Graphic of the proposed redevelopment of Duncan Manor. (Courtesy of Duncan Housing Society)

Guest column: To swap or not to swap, that is the question

Will that legacy be to protect and preserve park land or to “pave paradise and put up a parking lot”?

By Barry Corrin

The Duncan Housing Society is proposing to build a six-storey building on Centennial Park land — on land where there is a median, grass, picnic table and trees — on green and open space. In order to do this, Duncan Housing Society is requesting a land swap of their lawn bowling land for public city-owned Centennial Park land. If council approves the swap and proposal, the city will then have to pave over more city owned park land and green space, for an access road and additional parking.

To make this decision city council will need foresight, wisdom and courage. They will need to look beyond this moment and see into the future.

There are a number of groups that have an interest in this decision. Council will need to see beyond them all. They will have to see beyond the thousands of people who currently use the park annually, beyond the people in Duncan Manor who need a replacement building, beyond those who say “not in my backyard”, beyond the lawn bowlers and seniors of today and beyond those who want to build housing in the park.

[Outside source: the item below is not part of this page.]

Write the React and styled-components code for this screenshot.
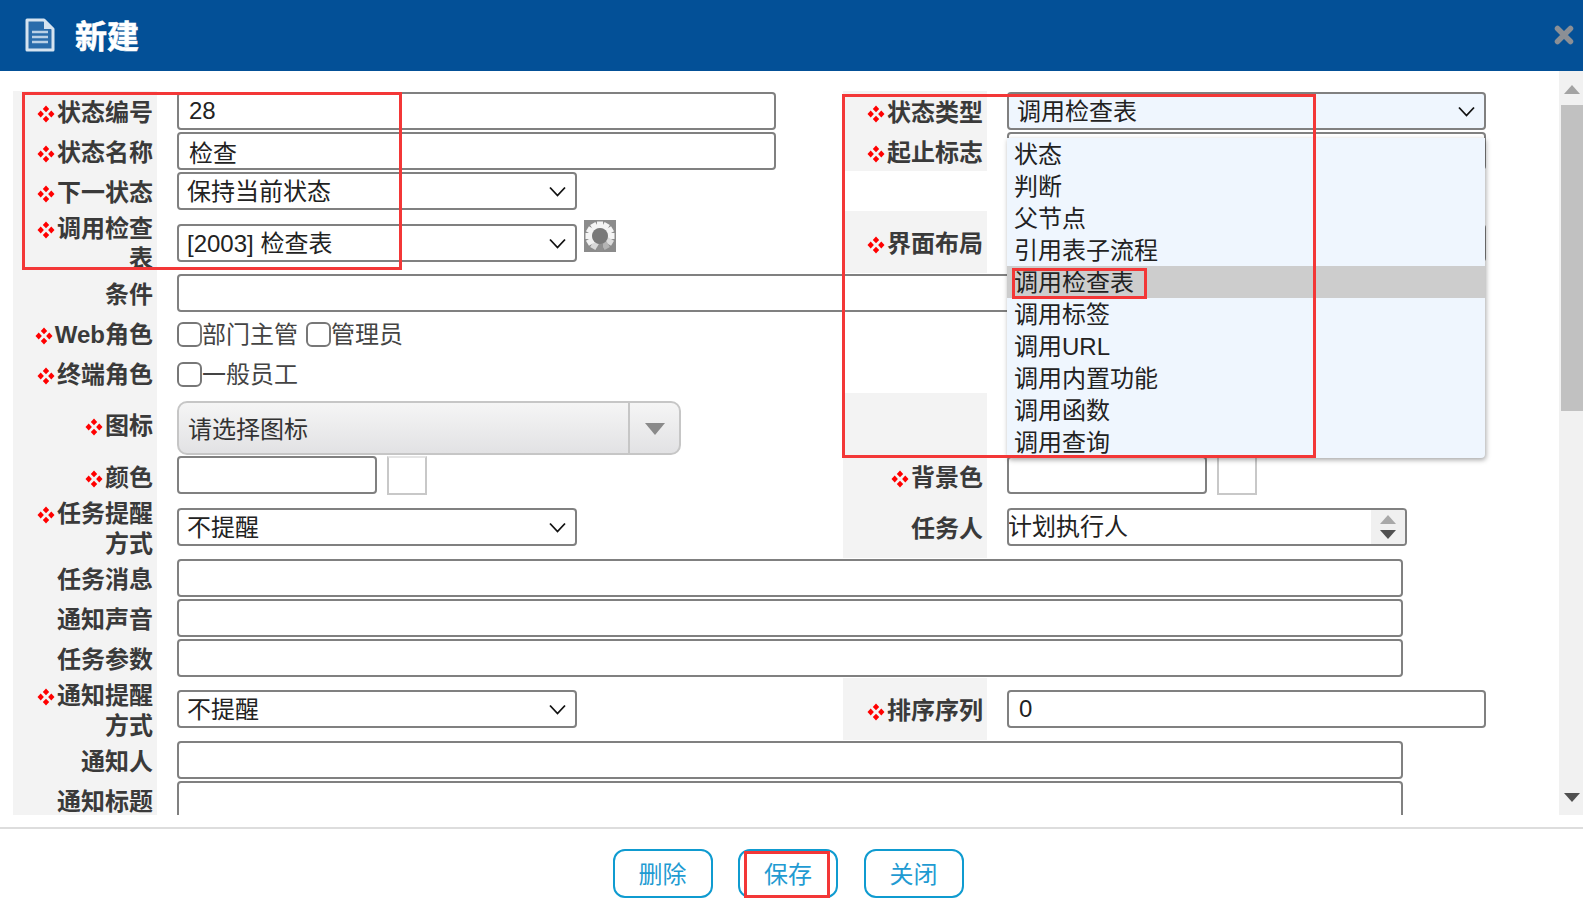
import React from 'react'
import styled, { createGlobalStyle } from 'styled-components'

const GlobalStyle = createGlobalStyle`
    html, body {
        margin: 0;
        padding: 0;
        background: #fff;
        overflow: hidden;
    }
    * {
        box-sizing: border-box;
    }
`;

const Page = styled.div`
    position: relative;
    width: 1583px;
    height: 907px;
    display: flex;
    flex-direction: column;
    font-family: "Liberation Sans", "Noto Sans CJK SC", sans-serif;
    font-size: 24px;
    color: #222;
    overflow: hidden;
`;

const TitleBar = styled.div`
    height: 71px;
    flex: none;
    background: #035097;
    display: flex;
    align-items: center;
    padding: 0 9px 2px 25px;
`;

const Title = styled.div`
    font-size: 32px;
    font-weight: 700;
    color: #fff;
    -webkit-text-stroke: 0.6px #fff;
    margin: 0 0 2px 20px;
    flex: 1;
`;

const Content = styled.div`
    height: 744px;
    flex: none;
    display: flex;
    overflow: hidden;
`;

const Form = styled.div`
    flex: 1;
    padding: 20px 0 0 13px;
    display: grid;
    grid-template-columns: 144px 686px 144px 1fr;
    grid-template-rows: 40px 40px 40px 62px 40px 40px 40px 63px 40px 62px 40px 40px 40px 62px 40px 40px;
`;

const Label = styled.div`
    background: #f3f3f3;
    font-weight: 700;
    color: #3a3a3a;
    line-height: 30px;
    text-align: right;
    padding: 3px 4px 0 20px;
    display: flex;
    align-items: center;
    justify-content: flex-end;
`;

const MarkIcon = styled.svg`
    width: 18px;
    height: 18px;
    margin-right: 2px;
    vertical-align: -2px;
`;

const Cell = styled.div`
    grid-column: span ${({ $span }) => $span || 1};
    padding: ${({ $top }) => $top || 0}px 0 0 20px;
    display: flex;
    align-items: ${({ $align }) => $align || 'center'};
    gap: ${({ $gap }) => $gap || 0}px;
`;

const TextInput = styled.input`
    width: ${({ $w }) => $w}px;
    height: 38px;
    border: 2px solid #808080;
    border-radius: 4px;
    background: #fff;
    font: inherit;
    color: #222;
    padding: 0 10px;
    outline: none;
`;

const SelectWrap = styled.div`
    position: relative;
    width: ${({ $w }) => $w}px;
    height: 38px;
`;

const Select = styled.select`
    appearance: none;
    width: 100%;
    height: 100%;
    border: 2px solid #808080;
    border-radius: 4px;
    background-color: ${({ $active }) => ($active ? '#eff6fe' : '#fff')};
    font: inherit;
    color: #222;
    padding: 0 30px 0 8px;
    outline: none;
`;

const Chevron = styled.svg`
    position: absolute;
    right: 11px;
    top: 14px;
    width: 17px;
    height: 11px;
    pointer-events: none;
`;

const CheckGroup = styled.label`
    display: flex;
    align-items: center;
    color: #444;
    margin-right: 8px;
    padding-bottom: 2px;
`;

const Check = styled.input`
    appearance: none;
    width: 25px;
    height: 25px;
    margin: 4px 0 0;
    border: 2px solid #777;
    border-radius: 6px;
    background: #fff;
`;

const IconCombo = styled.div`
    width: 504px;
    height: 54px;
    margin-bottom: 1px;
    border: 2px solid #c6c6c6;
    border-radius: 10px;
    background: linear-gradient(#f5f5f5, #e2e2e4);
    display: flex;
    align-items: center;
`;

const ComboText = styled.div`
    flex: 1;
    padding: 0 0 2px 9px;
    color: #333;
`;

const ComboArrow = styled.div`
    width: 51px;
    height: 100%;
    padding-top: 2px;
    border-left: 2px solid #c6c6c6;
    display: flex;
    align-items: center;
    justify-content: center;
`;

const Swatch = styled.div`
    width: 40px;
    height: 39px;
    border: 2px solid #c8c8c8;
    border-top-color: #e4e4e4;
    background: #fff;
`;

const ListBox = styled.div`
    width: 400px;
    height: 38px;
    border: 2px solid #808080;
    border-radius: 4px;
    background: #fff;
    display: flex;
    overflow: hidden;
`;

const ListText = styled.div`
    flex: 1;
    line-height: 34px;
    margin-left: -1px;
    color: #222;
`;

const Spinner = styled.div`
    width: 34px;
    background: #f0f0f0;
    display: flex;
    flex-direction: column;
    align-items: center;
    justify-content: center;
    gap: 6px;
`;

const SpinnerSlot = styled.div`
    align-self: flex-start;
    margin-top: 7px;
    height: 32px;
`;

const FieldAnchor = styled.div`
    position: relative;
`;

const OptionList = styled.div`
    position: absolute;
    top: 46px;
    left: 0;
    width: 478px;
    background: #eff6fe;
    border-radius: 0 0 4px 4px;
    box-shadow: 1px 2px 5px rgba(0, 0, 0, 0.35);
    z-index: 5;
`;

const Option = styled.div`
    position: relative;
    height: 32px;
    line-height: 34px;
    padding-left: 7px;
    color: #222;
    background: ${({ $selected }) => ($selected ? '#cdcdcd' : 'transparent')};
`;

const Scrollbar = styled.div`
    width: 24px;
    flex: none;
    background: #f1f1f1;
    display: flex;
    flex-direction: column;
    padding: 14px 0 13px 2px;
    align-items: stretch;
`;

const ScrollButton = styled.div`
    height: 9px;
    display: flex;
    justify-content: center;
`;

const Thumb = styled.div`
    height: 306px;
    margin: 11px 0 auto;
    background: #c1c1c1;
`;

const Divider = styled.div`
    height: 2px;
    flex: none;
    margin-top: 12px;
    background: #ddd;
`;

const Footer = styled.div`
    flex: 1;
    display: flex;
    justify-content: center;
    gap: 25.5px;
    padding: 20px 7px 0 0;
`;

const Button = styled.button`
    width: 100px;
    height: 49px;
    border: 2px solid #0f9bd0;
    border-radius: 12px;
    background: #fff;
    color: #1f9bd2;
    font: inherit;
    padding: 0 0 3px;
`;

const RedBox = styled.div`
    position: absolute;
    left: ${({ $x }) => $x}px;
    top: ${({ $y }) => $y}px;
    width: ${({ $w }) => $w}px;
    height: ${({ $h }) => $h}px;
    border: 3px solid #f33737;
    pointer-events: none;
    z-index: 10;
`;

const DocIcon = () => (
    <svg width="30" height="34" viewBox="0 0 30 34">
        <path d="M2 2h17l9 9v21H2z" fill="#2a6cab" stroke="#d5e3f0" strokeWidth="3" strokeLinejoin="round" />
        <path d="M19 3l8 8h-8z" fill="#d5e3f0" />
        <path d="M7 14h16M7 19h16M7 24h16" stroke="#b9d0e6" strokeWidth="2.6" />
    </svg>
);

const CloseIcon = () => (
    <svg width="20" height="20" viewBox="0 0 20 20">
        <path d="M3.5 3.5l13 13M16.5 3.5l-13 13" stroke="#8b8f95" strokeWidth="5.5" strokeLinecap="round" />
    </svg>
);

const LoadingIcon = () => {
    const shades = ['#f4f4f4', '#f4f4f4', '#f4f4f4', '#f4f4f4', '#dcdcdc', '#b4b4b4', '#8f8f8f', '#d8d8d8', '#f0f0f0', '#f4f4f4', '#f4f4f4', '#f4f4f4'];
    return (
        <svg width="32" height="32" viewBox="0 0 32 32">
            <rect width="32" height="32" fill="#8b8b8b" />
            {shades.map((shade, index) => (
                <path
                    key={index}
                    d="M16 1.5v7"
                    stroke={shade}
                    strokeWidth="6"
                    transform={`rotate(${index * 30} 16 16)`}
                />
            ))}
            <circle cx="16" cy="16" r="8" fill="#797979" />
        </svg>
    );
};

const Triangle = ({ up, color, w = 16, h = 9 }) => (
    <svg width={w} height={h} viewBox="0 0 16 9" preserveAspectRatio="none">
        <path d={up ? 'M8 0l8 9H0z' : 'M0 0h16L8 9z'} fill={color} />
    </svg>
);

const Mark = () => (
    <MarkIcon viewBox="0 0 18 18">
        <path d="M9 0.5l3.2 3.4L9 7.3 5.8 3.9zM3.7 5.6l3.2 3.4-3.2 3.4L0.5 9zM14.3 5.6l3.2 3.4-3.2 3.4L11.1 9zM9 10.7l3.2 3.4L9 17.5l-3.2-3.4z" fill="#f00" />
    </MarkIcon>
);

const FieldLabel = ({ mark, children }) => (
    <Label>
        <div>
            {mark && <Mark />}
            {children}
        </div>
    </Label>
);

const SelectField = ({ w, active, value }) => (
    <SelectWrap $w={w}>
        <Select $active={active} defaultValue={value}>
            <option>{value}</option>
        </Select>
        <Chevron viewBox="0 0 17 11">
            <path d="M1 1.5l7.5 8 7.5-8" fill="none" stroke="#111" strokeWidth="1.8" />
        </Chevron>
    </SelectWrap>
);

const statusTypes = ['状态', '判断', '父节点', '引用表子流程', '调用检查表', '调用标签', '调用URL', '调用内置功能', '调用函数', '调用查询'];

const FULL = 1226;

const App = () => {
    return (
        <Page>
            <GlobalStyle />
            <TitleBar>
                <DocIcon />
                <Title>新建</Title>
                <CloseIcon />
            </TitleBar>

            <Content>
                <Form>
                    <FieldLabel mark>状态编号</FieldLabel>
                    <Cell><TextInput $w={599} defaultValue="28" /></Cell>
                    <FieldLabel mark>状态类型</FieldLabel>
                    <Cell>
                        <FieldAnchor>
                            <SelectField w={479} active value="调用检查表" />
                            <OptionList>
                                {statusTypes.map((type) => (
                                    <Option key={type} $selected={type === '调用检查表'}>
                                        {type}
                                        {type === '调用检查表' && <RedBox $x={5} $y={2} $w={135} $h={31} />}
                                    </Option>
                                ))}
                            </OptionList>
                        </FieldAnchor>
                    </Cell>

                    <FieldLabel mark>状态名称</FieldLabel>
                    <Cell><TextInput $w={599} defaultValue="检查" /></Cell>
                    <FieldLabel mark>起止标志</FieldLabel>
                    <Cell><TextInput $w={479} /></Cell>

                    <FieldLabel mark>下一状态</FieldLabel>
                    <Cell><SelectField w={400} value="保持当前状态" /></Cell>
                    <Cell $span={2} />

                    <FieldLabel mark>调用检查表</FieldLabel>
                    <Cell $gap={7} $top={2}>
                        <SelectField w={400} value="[2003] 检查表" />
                        <SpinnerSlot><LoadingIcon /></SpinnerSlot>
                    </Cell>
                    <FieldLabel mark>界面布局</FieldLabel>
                    <Cell $top={2}><TextInput $w={479} /></Cell>

                    <FieldLabel>条件</FieldLabel>
                    <Cell $span={3}><TextInput $w={FULL} /></Cell>

                    <FieldLabel mark>Web角色</FieldLabel>
                    <Cell $span={3}>
                        <CheckGroup><Check type="checkbox" />部门主管</CheckGroup>
                        <CheckGroup><Check type="checkbox" />管理员</CheckGroup>
                    </Cell>

                    <FieldLabel mark>终端角色</FieldLabel>
                    <Cell $span={3}>
                        <CheckGroup><Check type="checkbox" />一般员工</CheckGroup>
                    </Cell>

                    <FieldLabel mark>图标</FieldLabel>
                    <Cell $align="flex-end">
                        <IconCombo>
                            <ComboText>请选择图标</ComboText>
                            <ComboArrow><Triangle color="#8a8a8a" w={20} h={12} /></ComboArrow>
                        </IconCombo>
                    </Cell>
                    <Label />
                    <Cell />

                    <FieldLabel mark>颜色</FieldLabel>
                    <Cell $gap={10} $align="flex-start">
                        <TextInput $w={200} />
                        <Swatch />
                    </Cell>
                    <FieldLabel mark>背景色</FieldLabel>
                    <Cell $gap={10} $align="flex-start">
                        <TextInput $w={200} />
                        <Swatch />
                    </Cell>

                    <FieldLabel mark>任务提醒方式</FieldLabel>
                    <Cell><SelectField w={400} value="不提醒" /></Cell>
                    <FieldLabel>任务人</FieldLabel>
                    <Cell>
                        <ListBox>
                            <ListText>计划执行人</ListText>
                            <Spinner>
                                <Triangle up color="#a8a8a8" />
                                <Triangle color="#505050" />
                            </Spinner>
                        </ListBox>
                    </Cell>

                    <FieldLabel>任务消息</FieldLabel>
                    <Cell $span={3}><TextInput $w={FULL} /></Cell>
                    <FieldLabel>通知声音</FieldLabel>
                    <Cell $span={3}><TextInput $w={FULL} /></Cell>
                    <FieldLabel>任务参数</FieldLabel>
                    <Cell $span={3}><TextInput $w={FULL} /></Cell>

                    <FieldLabel mark>通知提醒方式</FieldLabel>
                    <Cell><SelectField w={400} value="不提醒" /></Cell>
                    <FieldLabel mark>排序序列</FieldLabel>
                    <Cell><TextInput $w={479} defaultValue="0" /></Cell>

                    <FieldLabel>通知人</FieldLabel>
                    <Cell $span={3}><TextInput $w={FULL} /></Cell>
                    <FieldLabel>通知标题</FieldLabel>
                    <Cell $span={3}><TextInput $w={FULL} /></Cell>
                </Form>

                <Scrollbar>
                    <ScrollButton><Triangle up color="#a3a3a3" /></ScrollButton>
                    <Thumb />
                    <ScrollButton><Triangle color="#505050" /></ScrollButton>
                </Scrollbar>
            </Content>

            <Divider />
            <Footer>
                <Button>删除</Button>
                <Button>保存</Button>
                <Button>关闭</Button>
            </Footer>

            <RedBox $x={22} $y={92} $w={380} $h={178} />
            <RedBox $x={842} $y={94} $w={474} $h={364} />
            <RedBox $x={744} $y={851} $w={86} $h={47} />
        </Page>
    )
}

export default App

Council has to see beyond those interest groups because more important than any one of them is the larger whole. Council has to address the bigger question of how to build a cohesive, integrated, thoughtfully planned city in which to live. To quote Michelle Staples, “What do we want the city to look like as we move into the future?”

Fortunately, council has the Official Community Plan and the vision, values and principles contained in it to guide them in their task: “to provide…open spaces…to meet existing and future active, healthy lifestyles” and “to provide public open space to minimize the impact of increased density”.

Council will consider the land swap issue on Dec. 13. They will be considering what tomorrow will look like for young families and their children, for the increasing senior population, for those who need affordable housing, for people moving into the high density area beside the park and for the increasing population in general.

If council in their hearts and minds feel that swapping park land in order to build a six-storey building on city owned park land is the right thing to do, then park users and those who value green and open space will be sorely disappointed.

If council decides that swapping park land is not the right thing to do then Duncan Housing Society will have to go back to the drawing board to find an alternative. There are options. Duncan Manor, while perhaps not in the best shape, isn’t going to fall down tomorrow.

It’s up to council to evaluate objectively and to conscientiously recognize the requirements of today while planning for those coming long after us.

Council need not be expedient. Council needs to decide carefully and wisely with an eye on the future needs of our community.

Council’s decision will be a reference point if not a precedent for future councils. Council’s decision will be their legacy to the city and its present and future citizens. Will that legacy be to protect and preserve park land or to “pave paradise and put up a parking lot”?

Barry Corrin is a concerned Duncan resident.